L’un des films proposés, Dérive à Tokyo de Satoshi Miki, m’a rappelé un peu Au fil du temps et Lisbonne story de Wenders, un peu Dans la ville blanche de Tanner, à peine les Deux hommes dans Manhattan de Melville, et j’y ai même reconnu un peu du Jarmush dernière mouture, celui de Limits of control. Plus près d’ici, je ferais le rapprochement avec Sur les traces d’Igor Rizzi de Noël Mitrani. Le point commun à ces films est de mettre en scène un ou des personnages qui errent dans les rues d’une ville à la recherche de quelque chose. Les plans des villes et des paysages sont ceux qui se trouveraient hors cadre, à côté du sujet principal des cartes postales. Ces films développent des visions du monde généreuses, qui font la part belle aux rencontres et aux amitiés éphémères, mais combien riches. Dans Dérive à Tokyo, Fumiya s’engage, pour effacer ses dettes, à errer avec Fukahara, un créancier hors normes, dans les rues d’un Tokyo qui disparaît à petit feu. Ils marchent beaucoup, font la rencontre de personnages improbables et vivent des situations surprenantes.
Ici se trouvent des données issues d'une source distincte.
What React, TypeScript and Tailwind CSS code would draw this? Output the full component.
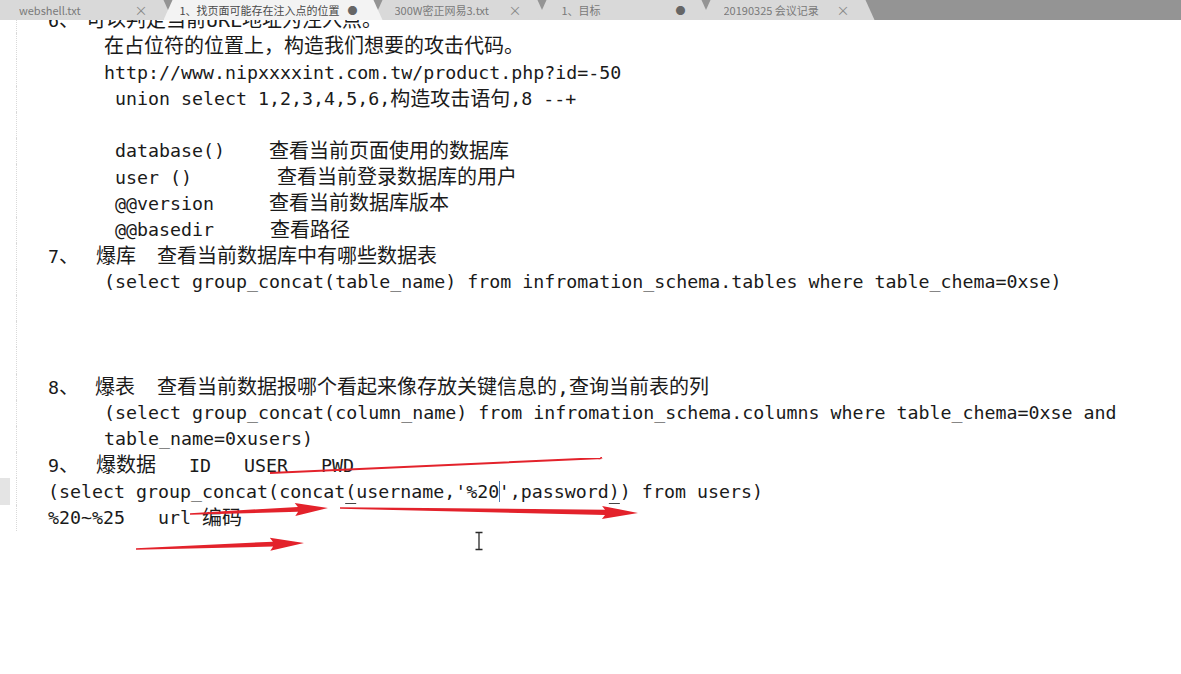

Dans Hazard, Jô Odagiri, l’acteur qui incarne Fumiya dans Dérive, veut échapper à l’ennui qu’il ressent au Japon. Dans la bibliothèque d’un campus, il découvre un livre qui fait écho à son désir de changer de vie. Les manières dangereuses de parcourir le monde évoquent les « hasards » de New York, où il décide de se rendre. Là-bas, après s’être fait dévaliser, il rencontre Lee et Takeda, deux japonais déjantés qui le prendront sous leurs ailes. La description de Lee vaut le détour : c’est un personnage apparemment connu de la scène underground des années 90, qui va souvent à Time Square, à moitié nu, pour emmerder les passants. Il aime bousculer les gens dans la rue. Il les heurte en disant que ça crée de la poésie. D’ailleurs, il hurle souvent que « la vie est poésie ». Ces quelques phrases m’ont rappelé Patrick Straram et ses dérives dans le continent Contrescarpe avec Debord et Chtcheglov. Cette petite bande des années 50 considérait les comportements et la provocation comme la seule poésie encore acceptable. C’est à croire que les personnages de Hazard partagent avec eux une conception des comportements qui sont susceptibles de créer des situations passionnantes, pleines de fureur.

Dans Le tueur, un homme rencontre celui qui doit l’abattre. La future victime négocie un délai de quelques jours avec son bourreau, qui accepte l’arrangement. C’est cette attente que filme avec brio Cédric Anger, attente faite de yoga, de paresse au lit avec une belle inconnue, de filature dans un centre commercial, de confessions, le tout dans une ambiance où, étrangement, règne le calme, ce qui change de la tension habituelle du genre. C’est également cette ambiance que l’on retrouve dans un excellent court métrage offert en option sur le disque. Filmer les temps morts, les petits gestes anodins qui font tuer le temps, semble être la signature du réalisateur.

En bref, il y a de belles découvertes à faire du côté d’Evokative films. Il faut saluer cette initiative qui permet d’accéder à un cinéma indépendant en provenance d’un peu partout dans le monde et qui propose des incursions dans des univers cinématographiques singuliers. La prochaine fois que vous tombez sur un club vidéo au détour d’une déambulation et que l’envie de la prolonger vous prend, pensez à ces suggestions (www.evokativefilms.com).